New schema and updates

Wed, 2013-10-02

Schema Updates

All LRG records have been updated to a new XML schema (schema 1.8). The new records are available on the LRG website and on the FTP site (

The main changes to the schema are:

  • The inclusion of a fixed LRG-specific exon numbering system based on the transcript(s) included in the fixed section. Each distinct exon is numbered consecutively 5′ to 3′; the numbering is then applied to individual transcripts.
  • The creation of a new “Community” annotation set in the updatable section. It includes additional, relevant information provided directly to LRG project curators by collaborators such as Locus Specific Database (LSDB) curators, members of the diagnostic community, clinicians, and researchers.
  • Alternate or legacy exon and amino acid numbering systems widely used by the community have been moved from the NCBI updatable section to the new community annotation set to reflect the fact that this data is provided directly to LRG project curators by members of the community.
  • Inclusion of the HGNC ID as the main identifier in the fixed section since the HGNC symbol and the LRG gene name can update and are not fixed.

Display Updates

Improvements to the view have also been made, notably the inclusion of a summary box at the top right corner of each LRG’s webpage. It lists key information such as identifiers, genomic and transcript sequence sources, and the number of transcripts included in the fixed section.

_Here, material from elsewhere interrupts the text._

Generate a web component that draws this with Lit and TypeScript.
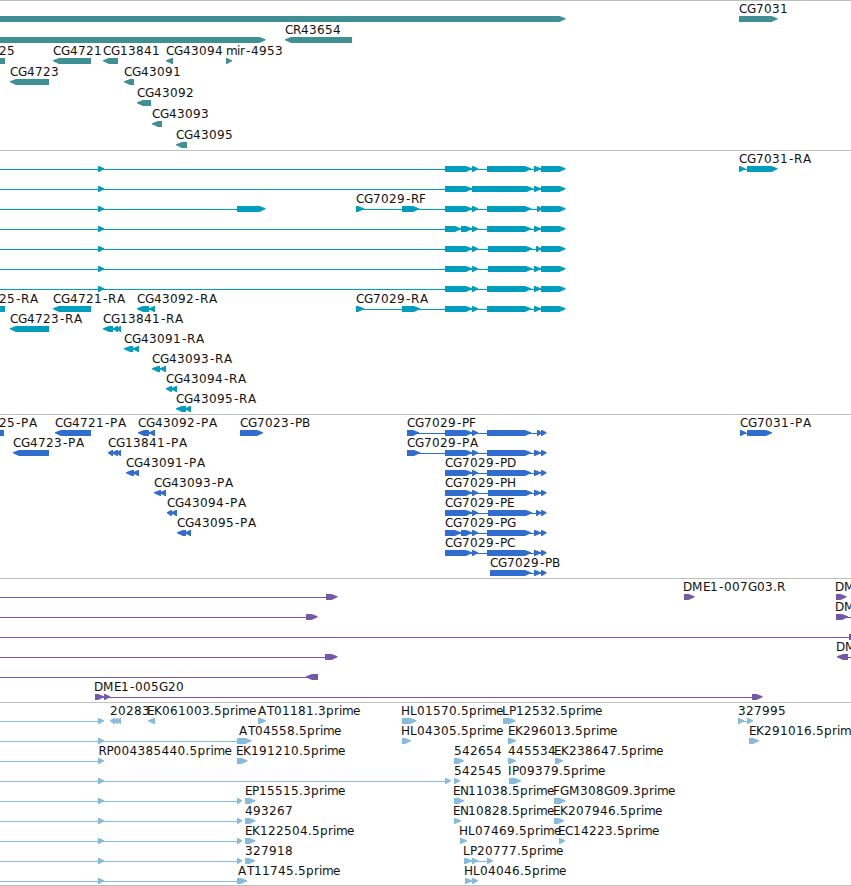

In addition, the updatable section of each LRG now contains the most up to date information available from NCBI and Ensembl (Ensembl release 73). The next update will be in early 2014 with information from the GRCh38 assembly.


Other changes to the schema have been described in the schema 1.8 documentation. LRG records in the previous XML schemas (schema 1.6 and schema 1.7) have been archived and are publicly available.